Comment: JAVA PROG. got oracle error 25402 and 25425 (oracle can't use rollback segment for transaction)
because only 1 instance from cluster can write to rbs and each instance can only read from any rbs)
Java client simulated preConnect still works for select. I’ll test to see if it works for insert though
it might be a little tricky because we’re trying to rollback on a segment that sits on the dead instance.
------------ end of report ------------------------------------------
My questions are:
1) if i executinig UPDATE, INSERT, DELERE can i solve problem with RBS, if i lost instance?
2) if i lost cable connection, can i solve problem with (ORA-3113 - End of communication channel)
using ((METHOD=preconnect) (TYPE=select))
Thanks a lot Julian for your answers.
Because its weren't simple questions.
About first question:
I knew about that only 1 instance can own 1 RBS (and doesn't matter it is PUBLIC or not)
But i had very small hope, that i can still "update.." transaction alive.
(for examlpe using same like ROLLBACK FORCE ...).
About second question:
i tested both connection methods (PRECONNECT and BASIC) with some results.
On all cases exept loosing cable connection i had positive result.
(..(backup=sun21) switched "select" on next listener and after short timeout,
~2-4 sec, "select" restored)
When i loose cable connection i saw following:
- (on server side - in tcp log solaris wrote "...problem with cable connection) and
turn on timeout ~30 sec (tcp_keepalive_timeout)

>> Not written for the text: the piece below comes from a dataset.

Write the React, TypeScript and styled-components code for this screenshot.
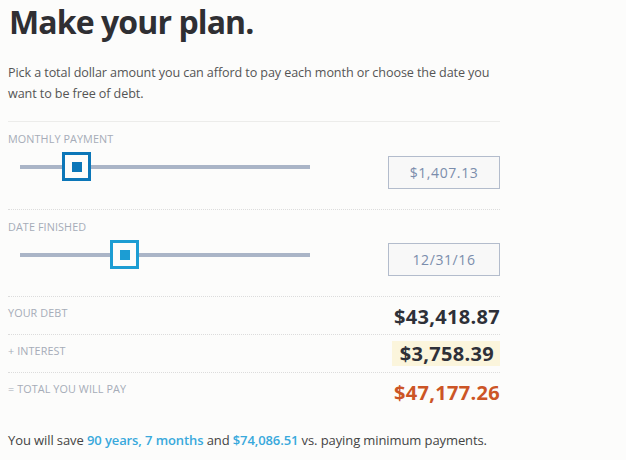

after this timeout local listener sent message to user process ".. we lost session's connection"
and user process (on primary instance) killes user session.
- (on client side, linux turn on timeout ~30 sec (tcp_keepalive_timeout) and
didn't say to sqlnet nothing.
sqlnet was winting 30 sec and then switch connection on BACKUP instance,
(i saw that, when analyzed sqlnet and listener's log files (in admin and support modes)
but in that time server side (oracle instance) had been killed user session.